Ultimately, Hezbollah decides its own fate in Lebanon just as Israel decides its own in Israel, regardless of the dollars and missiles both get from their supplies.

But Hezbollah is against the ropes, reputation wise. It can no longer claim to be Lebanon's liberator since Israel has left Lebanese territory (though Hezbollah still banks mostly on its bogus image of a "resistance" army). Its legitimacy as a team player in Lebanon is nil, especially after its thuggish seizure of Beirut in 2008, to make the point that it alone is the reigning military force inside Lebanon. And now some of its members are about to be indicted by a United Nations-backed tribunal for their role in the 2005 assassination of former Lebanese Prime Minister Rafik Hariri. That's been causing a furor within Hezbollah, which is threatening war again.

"Simply put," Thanassis Cambanis, author of A Privilege to Die: Inside Hezbollah's Legions and Their Endless War Against Israel, wrote in The Times, "Hezbollah cannot afford the blow to its popular legitimacy that would occur if it is pinned with the Hariri killing. The group’s power depends on the unconditional backing of its roughly 1 million supporters. Its constituents are the only audience that matters to Hezbollah, which styles itself as sole protector of Arab dignity from humiliation by Israel and the United States. These supporters will be hard-pressed to understand, much less forgive, their party if it is proved to have killed a leader who was loved by the nation’s Sunni Muslims and also respected by Christians, Druze and even many Shiites, who form Hezbollah’s core support. That is why Hezbollah denies any role in the assassination even though it has unabashedly taken responsibility for destabilizing moves like setting off the 2006 war with Israel or pushing Lebanon to the brink of civil war in 2008."

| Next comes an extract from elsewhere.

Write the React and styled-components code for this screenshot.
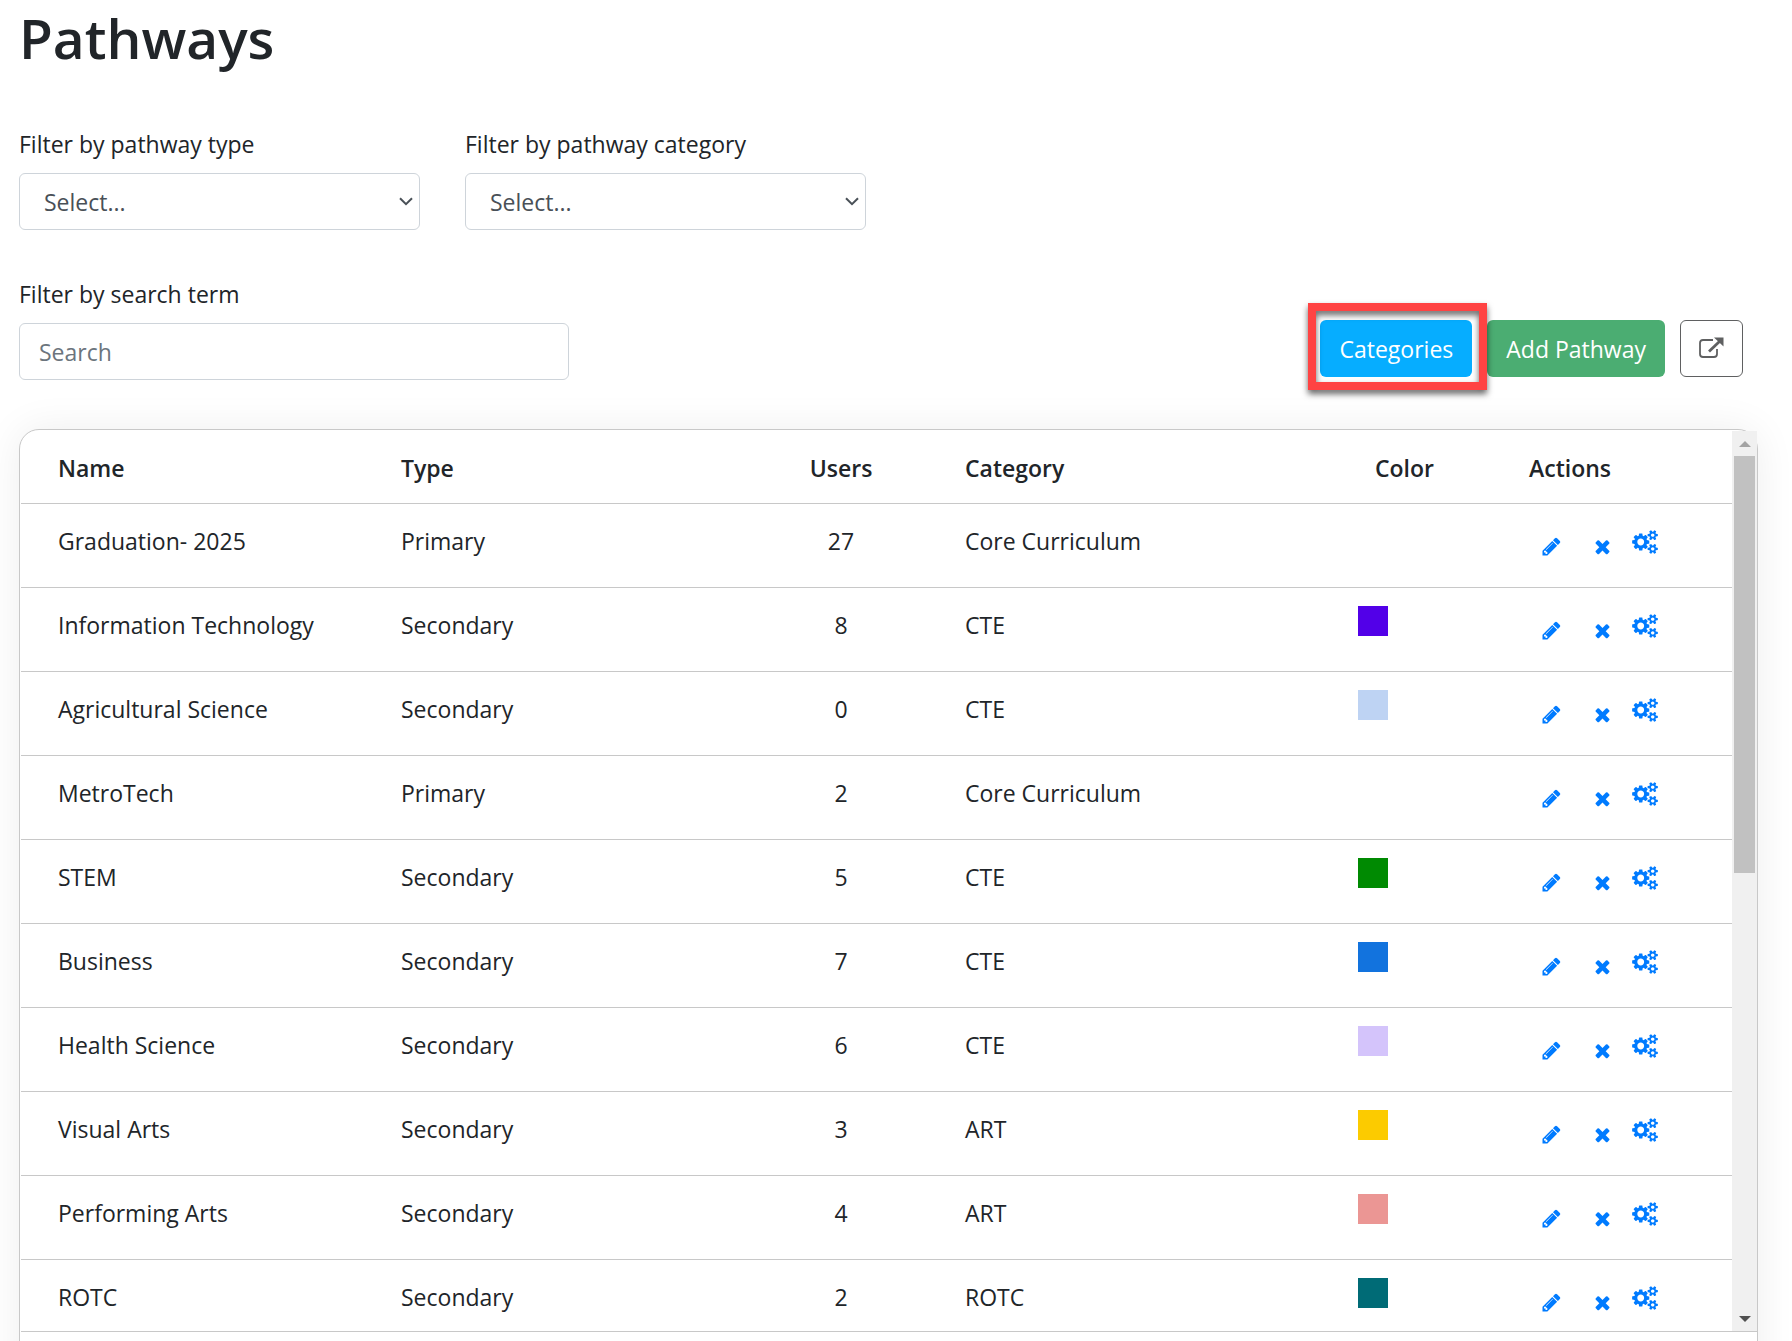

On Jan. 12, 2010, Hezbollah's members of the Lebanese parliament resigned, forcing a collapse of the government of Prime Minister Saad Hariri, Rafik's son, who is a Sunni.

What next?

Saad Hariri was in Washington, meeting with President Obama on Wednesday. But by then he was a nobody again: he had no government to represent, he no longer was prime minister, forcing the Obama administration itself to pretend as if he did, because that's all they have to deal with now: the semblance, or symbol, of a minister.

It's not the first time Lebanon has been on the brink of civil war again. It's been flirting with that brink for several years. The unity government it formed after its last crisis in 2008 was a reprieve. But the underlying divisions in the country, as in Iraq, have never been resolved. Sop the Lebanese keep feeling that it's a matter of time before another breakdown. That would be a terrible shame, considering the vibrant rebuilding that took place after the end of the war in 1990, and again after Israel demolished so much of Lebanon's infrastructure during the 2006 war with Hezbollah.

Two big dangers loom over Lebanon: Hezbollah's conflict with the central government (whatever that government is now), and Hezbollah's sulfurous conflict with Israel, which has been on hold, more or less, since 2006, but only to the extent that it's allowed both sides to rearm. Hezbollah is now believed to have 50,000 missiles, many of them able to reach Tel Aviv. Israel will not allow another war to be as inconclusive as the 2006 war. If the two sides go at it, this seventh Arab-Israeli war could put all previous ones to shame. Shamefully.

So The Times had it right when it summed up the situation in a news dispatch in mid-January this way: "With Hezbollah’s toppling of the Lebanese government, the militant Shiite Muslim movement entered what may prove to be one of the most dangerous chapters in a 30-year history that has made it reviled in the West and popular in the Arab world: At the moment seemingly of its greatest power, the path facing it could unveil its most glaring weaknesses."

Cambanis also seemed on point when he concluded a recent column entitled "Hezbollah's Latest Suicide Mission" this way: "The odds of this strategy succeeding are not great: Hezbollah is likely to emerge the end winner because it is willing to sacrifice the Lebanese state to maintain its standing in the Middle East and its perpetual war against Israel. But Lebanon’s lonely prime minister has no better choice than to play the long shot for a just resolution; otherwise, he’ll become a steward of Hezbollah’s impunity."